_PROBLEM_: Transcribe every line exactly. Leave the pictures behind.

_SUPPLIED INFORMATION_:
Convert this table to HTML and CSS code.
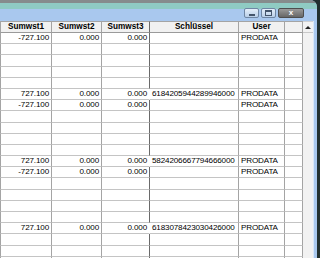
FILE: index.html
```html
<!DOCTYPE html>
<html>
<head>
<meta charset="utf-8">
<link rel="stylesheet" href="styles.css">
</head>
<body>
<div class="screen">
  <div class="window">
    <div class="title">
      <div class="btns">
        <div class="btn min"><span class="g-min"></span></div>
        <div class="btn max"><span class="g-max"></span></div>
        <div class="btn close">x</div>
      </div>
    </div>
    <div class="client">
      <div class="grid">
        <div class="h">Sumwst1</div><div class="h">Sumwst2</div><div class="h c3">Sumwst3</div><div class="h">Schlüssel</div><div class="h">User</div><div class="h"></div>

        <div class="n">-727.100</div><div class="n">0.000</div><div class="n c3">0.000</div><div class="t"></div><div class="t">PRODATA</div><div></div>
        <div></div><div></div><div class="c3"></div><div></div><div></div><div></div>
        <div></div><div></div><div class="c3"></div><div></div><div></div><div></div>
        <div></div><div></div><div class="c3"></div><div></div><div></div><div></div>
        <div></div><div></div><div class="c3"></div><div></div><div></div><div></div>

        <div class="n">727.100</div><div class="n">0.000</div><div class="n c3 join">0.000</div><div class="t">6184205944289946000</div><div class="t">PRODATA</div><div></div>
        <div class="n">-727.100</div><div class="n">0.000</div><div class="n c3">0.000</div><div class="t"></div><div class="t">PRODATA</div><div></div>
        <div></div><div></div><div class="c3"></div><div></div><div></div><div></div>
        <div></div><div></div><div class="c3"></div><div></div><div></div><div></div>
        <div></div><div></div><div class="c3"></div><div></div><div></div><div></div>
        <div></div><div></div><div class="c3"></div><div></div><div></div><div></div>

        <div class="n">727.100</div><div class="n">0.000</div><div class="n c3 join">0.000</div><div class="t">5824206667794666000</div><div class="t">PRODATA</div><div></div>
        <div class="n">-727.100</div><div class="n">0.000</div><div class="n c3">0.000</div><div class="t"></div><div class="t">PRODATA</div><div></div>
        <div></div><div></div><div class="c3"></div><div></div><div></div><div></div>
        <div></div><div></div><div class="c3"></div><div></div><div></div><div></div>
        <div></div><div></div><div class="c3"></div><div></div><div></div><div></div>
        <div></div><div></div><div class="c3"></div><div></div><div></div><div></div>

        <div class="n">727.100</div><div class="n">0.000</div><div class="n c3 join">0.000</div><div class="t">6183078423030426000</div><div class="t">PRODATA</div><div></div>
        <div></div><div></div><div class="c3"></div><div></div><div></div><div></div>
        <div></div><div></div><div class="c3"></div><div></div><div></div><div></div>
        <div></div><div></div><div class="c3"></div><div></div><div></div><div></div>
      </div>
      <div class="scroll">
        <div class="up"><span class="tri"></span></div>
      </div>
      <div class="frame"></div>
    </div>
  </div>
</div>
</body>
</html>
```

FILE: styles.css
```css
html, body {
  margin: 0;
  padding: 0;
  background: #22302f;
}
.screen {
  width: 320px;
  height: 258px;
  overflow: hidden;
  background: #22302f;
  font-family: "Liberation Sans", Arial, sans-serif;
  color: #000;
}
.window {
  width: 317px;
  height: 258px;
  display: flex;
  flex-direction: column;
  border-top-right-radius: 7px;
  overflow: hidden;
  background: #a9c8ee;
}
.title {
  height: 21px;
  flex: none;
  background: linear-gradient(to bottom, #868c8c 0, #868c8c 3px, #8fcbc3 3px, #8fcbc3 9px, #a9c8ee 9px, #a9c8ee 21px);
  display: flex;
  justify-content: flex-end;
  align-items: flex-start;
  padding-right: 13px;
  padding-top: 8px;
  box-sizing: border-box;
}
.btns {
  display: flex;
  gap: 2px;
}
.btn {
  height: 10px;
  box-sizing: border-box;
  border: 1px solid #6f86a3;
  border-radius: 2px;
  display: flex;
  align-items: center;
  justify-content: center;
}
.min, .max {
  width: 15px;
  background: linear-gradient(to bottom, #e4eef9, #b9cfe8);
}
.close {
  width: 26px;
  background: linear-gradient(to bottom, #9a9a9a, #676767);
  border-color: #4e4e4e;
  color: #fff;
  font-size: 8px;
  font-weight: bold;
  line-height: 8px;
}
.g-min {
  width: 6px;
  height: 2px;
  background: #44556b;
  margin-top: 3px;
}
.g-max {
  width: 5px;
  height: 3px;
  border: 1px solid #44556b;
  border-top-width: 2px;
}
.client {
  flex: 1;
  display: flex;
  min-height: 0;
}
.grid {
  width: 303px;
  flex: none;
  display: grid;
  grid-template-columns: 52px 50px 48px 89px 46px 18px;
  grid-template-rows: 12px;
  grid-auto-rows: 11.2px;
  background: #fff;
  font-size: 8.1px;
  letter-spacing: -0.15px;
  align-content: start;
}
.grid > div {
  box-sizing: border-box;
  border-right: 1px solid #a4a4a4;
  border-bottom: 1px solid #c4c4c4;
  white-space: nowrap;
  overflow: hidden;
  line-height: 10px;
}
.grid > div:nth-child(6n+1) {
  border-left: 1px solid #a4a4a4;
}
.grid > .c3 {
  border-right-color: #6a6a6a;
}
.grid > .join {
  border-right-color: #fff;
}
.grid > .h {
  background: #f1f1f1;
  border-top: 1px solid #a4a4a4;
  border-bottom: 1px solid #9a9a9a;
  font-weight: bold;
  text-align: center;
  font-size: 8.2px;
  letter-spacing: 0;
  line-height: 10px;
}
.n {
  text-align: right;
  padding-right: 2px;
}
.t {
  padding-left: 2px;
}
.scroll {
  width: 10px;
  flex: none;
  background: #f2f2f2;
}
.up {
  height: 12px;
  box-sizing: border-box;
  border-top: 1px solid #d0d0d0;
  border-bottom: 1px solid #c8c8c8;
  display: flex;
  align-items: center;
  justify-content: center;
}
.tri {
  width: 0;
  height: 0;
  border-left: 3px solid transparent;
  border-right: 3px solid transparent;
  border-bottom: 3px solid #222;
}
.frame {
  width: 4px;
  flex: none;
  background: #a9c8ee;
  border-left: 1px solid #d9e8f8;
  box-sizing: border-box;
}
```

_THE ANSWER_:
Convert this table to HTML and CSS code.
FILE: index.html
```html
<!DOCTYPE html>
<html>
<head>
<meta charset="utf-8">
<link rel="stylesheet" href="styles.css">
</head>
<body>
<div class="screen">
  <div class="window">
    <div class="title">
      <div class="btns">
        <div class="btn min"><span class="g-min"></span></div>
        <div class="btn max"><span class="g-max"></span></div>
        <div class="btn close">x</div>
      </div>
    </div>
    <div class="client">
      <div class="grid">
        <div class="h">Sumwst1</div><div class="h">Sumwst2</div><div class="h c3">Sumwst3</div><div class="h">Schlüssel</div><div class="h">User</div><div class="h"></div>

        <div class="n">-727.100</div><div class="n">0.000</div><div class="n c3">0.000</div><div class="t"></div><div class="t">PRODATA</div><div></div>
        <div></div><div></div><div class="c3"></div><div></div><div></div><div></div>
        <div></div><div></div><div class="c3"></div><div></div><div></div><div></div>
        <div></div><div></div><div class="c3"></div><div></div><div></div><div></div>
        <div></div><div></div><div class="c3"></div><div></div><div></div><div></div>

        <div class="n">727.100</div><div class="n">0.000</div><div class="n c3 join">0.000</div><div class="t">6184205944289946000</div><div class="t">PRODATA</div><div></div>
        <div class="n">-727.100</div><div class="n">0.000</div><div class="n c3">0.000</div><div class="t"></div><div class="t">PRODATA</div><div></div>
        <div></div><div></div><div class="c3"></div><div></div><div></div><div></div>
        <div></div><div></div><div class="c3"></div><div></div><div></div><div></div>
        <div></div><div></div><div class="c3"></div><div></div><div></div><div></div>
        <div></div><div></div><div class="c3"></div><div></div><div></div><div></div>

        <div class="n">727.100</div><div class="n">0.000</div><div class="n c3 join">0.000</div><div class="t">5824206667794666000</div><div class="t">PRODATA</div><div></div>
        <div class="n">-727.100</div><div class="n">0.000</div><div class="n c3">0.000</div><div class="t"></div><div class="t">PRODATA</div><div></div>
        <div></div><div></div><div class="c3"></div><div></div><div></div><div></div>
        <div></div><div></div><div class="c3"></div><div></div><div></div><div></div>
        <div></div><div></div><div class="c3"></div><div></div><div></div><div></div>
        <div></div><div></div><div class="c3"></div><div></div><div></div><div></div>

        <div class="n">727.100</div><div class="n">0.000</div><div class="n c3 join">0.000</div><div class="t">6183078423030426000</div><div class="t">PRODATA</div><div></div>
        <div></div><div></div><div class="c3"></div><div></div><div></div><div></div>
        <div></div><div></div><div class="c3"></div><div></div><div></div><div></div>
        <div></div><div></div><div class="c3"></div><div></div><div></div><div></div>
      </div>
      <div class="scroll">
        <div class="up"><span class="tri"></span></div>
      </div>
      <div class="frame"></div>
    </div>
  </div>
</div>
</body>
</html>
```

FILE: styles.css
```css
html, body {
  margin: 0;
  padding: 0;
  background: #22302f;
}
.screen {
  width: 320px;
  height: 258px;
  overflow: hidden;
  background: #22302f;
  font-family: "Liberation Sans", Arial, sans-serif;
  color: #000;
}
.window {
  width: 317px;
  height: 258px;
  display: flex;
  flex-direction: column;
  border-top-right-radius: 7px;
  overflow: hidden;
  background: #a9c8ee;
}
.title {
  height: 21px;
  flex: none;
  background: linear-gradient(to bottom, #868c8c 0, #868c8c 3px, #8fcbc3 3px, #8fcbc3 9px, #a9c8ee 9px, #a9c8ee 21px);
  display: flex;
  justify-content: flex-end;
  align-items: flex-start;
  padding-right: 13px;
  padding-top: 8px;
  box-sizing: border-box;
}
.btns {
  display: flex;
  gap: 2px;
}
.btn {
  height: 10px;
  box-sizing: border-box;
  border: 1px solid #6f86a3;
  border-radius: 2px;
  display: flex;
  align-items: center;
  justify-content: center;
}
.min, .max {
  width: 15px;
  background: linear-gradient(to bottom, #e4eef9, #b9cfe8);
}
.close {
  width: 26px;
  background: linear-gradient(to bottom, #9a9a9a, #676767);
  border-color: #4e4e4e;
  color: #fff;
  font-size: 8px;
  font-weight: bold;
  line-height: 8px;
}
.g-min {
  width: 6px;
  height: 2px;
  background: #44556b;
  margin-top: 3px;
}
.g-max {
  width: 5px;
  height: 3px;
  border: 1px solid #44556b;
  border-top-width: 2px;
}
.client {
  flex: 1;
  display: flex;
  min-height: 0;
}
.grid {
  width: 303px;
  flex: none;
  display: grid;
  grid-template-columns: 52px 50px 48px 89px 46px 18px;
  grid-template-rows: 12px;
  grid-auto-rows: 11.2px;
  background: #fff;
  font-size: 8.1px;
  letter-spacing: -0.15px;
  align-content: start;
}
.grid > div {
  box-sizing: border-box;
  border-right: 1px solid #a4a4a4;
  border-bottom: 1px solid #c4c4c4;
  white-space: nowrap;
  overflow: hidden;
  line-height: 10px;
}
.grid > div:nth-child(6n+1) {
  border-left: 1px solid #a4a4a4;
}
.grid > .c3 {
  border-right-color: #6a6a6a;
}
.grid > .join {
  border-right-color: #fff;
}
.grid > .h {
  background: #f1f1f1;
  border-top: 1px solid #a4a4a4;
  border-bottom: 1px solid #9a9a9a;
  font-weight: bold;
  text-align: center;
  font-size: 8.2px;
  letter-spacing: 0;
  line-height: 10px;
}
.n {
  text-align: right;
  padding-right: 2px;
}
.t {
  padding-left: 2px;
}
.scroll {
  width: 10px;
  flex: none;
  background: #f2f2f2;
}
.up {
  height: 12px;
  box-sizing: border-box;
  border-top: 1px solid #d0d0d0;
  border-bottom: 1px solid #c8c8c8;
  display: flex;
  align-items: center;
  justify-content: center;
}
.tri {
  width: 0;
  height: 0;
  border-left: 3px solid transparent;
  border-right: 3px solid transparent;
  border-bottom: 3px solid #222;
}
.frame {
  width: 4px;
  flex: none;
  background: #a9c8ee;
  border-left: 1px solid #d9e8f8;
  box-sizing: border-box;
}
```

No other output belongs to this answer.